THH: I mean, I, I would definitely watch a Discovery Channel, Nat Geo, “Adventures of Sam, Sam”, if that ever became a thing.

SAM: The only thing is I, I feel like I have to be like, better behaved now if I’m gonna be a, a, a filmmaker who’s maybe making, I don’t know, the next Marvel movie one day when I need a big paycheck.

THH: Oh yeah. You gotta keep everything tight. Yeah. We’ll just have to see where things go in general, I guess. Final thing. More of a joke. “Fck’n Nuts” one last time, fantastic short. Loved it. Everything about it. However, as a man with peanut allergies, do you think you are making light of peanut allergies?

SAM: I think I’m bringing attention to peanut allergies.

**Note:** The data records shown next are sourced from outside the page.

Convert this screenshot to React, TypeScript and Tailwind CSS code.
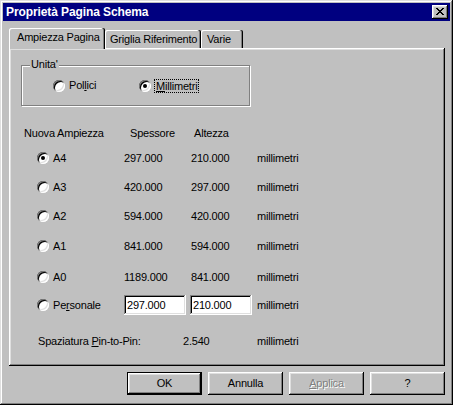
import React from 'react';

type PaperSize = {
  name: string;
  width: string;
  height: string;
  checked?: boolean;
  gap: string;
};

const PAPER_SIZES: PaperSize[] = [
  { name: 'A4', width: '297.000', height: '210.000', checked: true, gap: 'mt-[5px]' },
  { name: 'A3', width: '420.000', height: '297.000', gap: 'mt-[9px]' },
  { name: 'A2', width: '594.000', height: '420.000', gap: 'mt-[9px]' },
  { name: 'A1', width: '841.000', height: '594.000', gap: 'mt-[10px]' },
  { name: 'A0', width: '1189.000', height: '841.000', gap: 'mt-[11px]' },
];

const Radio = ({ checked = false }: { checked?: boolean }) => (
  <span className="flex h-[12px] w-[12px] shrink-0 items-center justify-center rounded-full bg-white shadow-[inset_1px_1px_0_#808080,inset_-1px_-1px_0_#fff,inset_2px_2px_0_#000,inset_-2px_-2px_0_#dfdfdf]">
    {checked && <span className="h-[4px] w-[4px] rounded-full bg-black" />}
  </span>
);

const Field = ({ value }: { value: string }) => (
  <div className="flex h-[20px] w-[62px] items-center bg-white pl-[3px] shadow-[inset_-1px_-1px_0_#fff,inset_1px_1px_0_#808080,inset_-2px_-2px_0_#dfdfdf,inset_2px_2px_0_#000]">
    {value}
  </div>
);

const Button = ({ children, isDefault = false }: { children: React.ReactNode; isDefault?: boolean }) => (
  <div
    className={
      isDefault
        ? 'flex h-[23px] w-[75px] items-center justify-center shadow-[inset_0_0_0_1px_#000,inset_-2px_-2px_0_#000,inset_2px_2px_0_#fff,inset_-3px_-3px_0_#808080,inset_3px_3px_0_#dfdfdf]'
        : 'flex h-[23px] w-[75px] items-center justify-center shadow-[inset_-1px_-1px_0_#000,inset_1px_1px_0_#fff,inset_-2px_-2px_0_#808080,inset_2px_2px_0_#dfdfdf]'
    }
  >
    {children}
  </div>
);

const App = () => {
  return (
    <div className="flex h-[405px] w-[453px] flex-col bg-[#c0c0c0] p-[3px] font-['Liberation_Sans',Arial,sans-serif] text-[11px] leading-[13px] tracking-[-0.2px] text-black shadow-[inset_-1px_-1px_0_#000,inset_1px_1px_0_#dfdfdf,inset_-2px_-2px_0_#808080,inset_2px_2px_0_#fff]">
      {/* title bar */}
      <div className="flex h-[18px] items-center justify-between bg-[#000080] pl-[3px] pr-[2px]">
        <span className="text-[12px] font-bold tracking-[-0.1px] text-white">Proprietà Pagina Schema</span>
        <div className="h-[14px] w-[16px] pl-[4px] pt-[3px] shadow-[inset_-1px_-1px_0_#000,inset_1px_1px_0_#fff,inset_-2px_-2px_0_#808080,inset_2px_2px_0_#dfdfdf] bg-[#c0c0c0]">
          <svg width="8" height="7" viewBox="0 0 8 7" shapeRendering="crispEdges" className="block">
            <path
              d="M0 0h2v1H0zM6 0h2v1H6zM1 1h2v1H1zM5 1h2v1H5zM2 2h4v1H2zM3 3h2v1H3zM2 4h4v1H2zM1 5h2v1H1zM5 5h2v1H5zM0 6h2v1H0zM6 6h2v1H6z"
              fill="#000"
            />
          </svg>
        </div>
      </div>

      {/* tabs */}
      <div className="ml-[6px] mt-[7px] flex h-[20px] items-end whitespace-nowrap">
        <div className="relative z-10 -mb-px h-[21px] w-[96px] rounded-t-[2px] bg-[#c0c0c0] pl-[8px] pt-[3px] shadow-[inset_-1px_0_0_#000,inset_-2px_0_0_#808080,inset_1px_1px_0_#fff]">
          Ampiezza Pagina
        </div>
        <div className="h-[18px] w-[96px] rounded-t-[2px] pl-[5px] pt-[3px] shadow-[inset_-1px_0_0_#000,inset_-2px_0_0_#808080,inset_1px_1px_0_#fff]">
          Griglia Riferimento
        </div>
        <div className="h-[18px] w-[42px] rounded-t-[2px] pl-[6px] pt-[3px] shadow-[inset_-1px_0_0_#000,inset_-2px_0_0_#808080,inset_1px_1px_0_#fff]">
          Varie
        </div>
      </div>

      {/* page */}
      <div className="ml-[6px] flex h-[318px] w-[436px] flex-col pt-[17px] shadow-[inset_-1px_-1px_0_#000,inset_1px_1px_0_#fff,inset_-2px_-2px_0_#808080,inset_2px_2px_0_#dfdfdf]">
        <div className="relative ml-[12px] h-[41px] w-[229px] border border-[#808080] shadow-[inset_1px_1px_0_#fff,1px_1px_0_#fff]">
          <span className="absolute left-[8px] top-[-8px] bg-[#c0c0c0] px-[1px]">Unita'</span>
          <div className="flex h-full items-center pl-[31px]">
            <div className="flex w-[86px] items-center">
              <Radio />
              <span className="ml-[4px]">
                Pol<u>l</u>ici
              </span>
            </div>
            <div className="flex items-center">
              <Radio checked />
              <span className="ml-[3px] border border-dotted border-black px-[1px] leading-[12px]">
                <u>M</u>illimetri
              </span>
            </div>
          </div>
        </div>

        <div className="mt-[17px] flex h-[20px] items-center pl-[15px]">
          <span className="w-[106px]">Nuova Ampiezza</span>
          <span className="w-[64px]">Spessore</span>
          <span>Altezza</span>
        </div>

        {PAPER_SIZES.map((size) => (
          <div key={size.name} className={`${size.gap} flex h-[20px] items-center pl-[28px]`}>
            <Radio checked={size.checked} />
            <span className="ml-[4px] w-[71px]">{size.name}</span>
            <span className="w-[67px]">{size.width}</span>
            <span className="w-[66px]">{size.height}</span>
            <span>millimetri</span>
          </div>
        ))}

        <div className="mt-[8px] flex h-[20px] items-center pl-[28px]">
          <Radio />
          <span className="ml-[4px] w-[71px]">
            Pe<u>r</u>sonale
          </span>
          <Field value="297.000" />
          <div className="ml-[4px]">
            <Field value="210.000" />
          </div>
          <span className="ml-[5px]">millimetri</span>
        </div>

        <div className="mt-[16px] flex h-[20px] items-center pl-[29px]">
          <span className="w-[145px]">
            Spaziatura <u>P</u>in-to-Pin:
          </span>
          <span className="w-[74px]">2.540</span>
          <span>millimetri</span>
        </div>
      </div>

      {/* buttons */}
      <div className="ml-[6px] mt-[6px] flex w-[436px] justify-end gap-[6px]">
        <Button isDefault>OK</Button>
        <Button>Annulla</Button>
        <Button>
          <span className="text-[#808080] [text-shadow:1px_1px_0_#fff]">
            <u>A</u>pplica
          </span>
        </Button>
        <Button>?</Button>
      </div>
    </div>
  );
};

export default App;
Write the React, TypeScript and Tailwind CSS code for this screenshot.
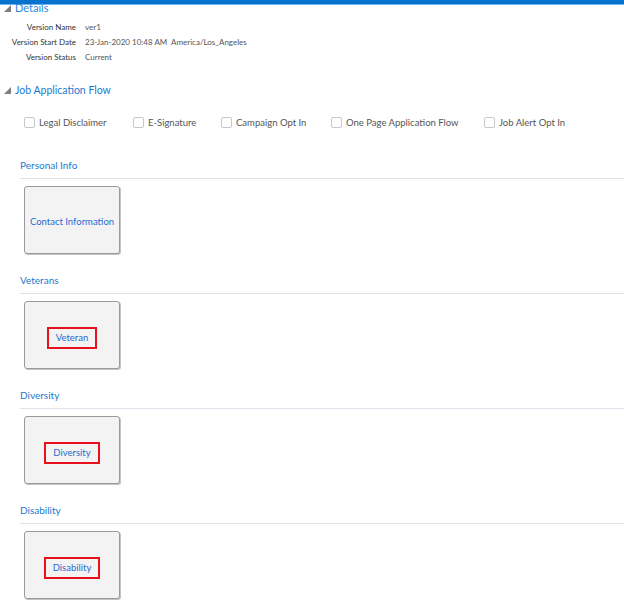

I think, you know, it’s really funny, I’ve had a few people that have come up to me afterwards and said that they’ve got a peanut allergy and I asked them if it bothered them and they said absolutely not. But it’s, it’s funny because I have encountered that before and it’s like, there are movies where people like rape children and like murder babies and like you’re upset with me of my like peanut allergy thing.

THH: Yeah. There’s bigger fish to fry.

SAM: There’s, there’s much bigger fish to fry. And if anything, I am representing an underrepresented community.

THH: Heck yeah. Well, I appreciate that. I appreciate the talk. I appreciate the time. I appreciate your art. Thank you. And thank you for doing this.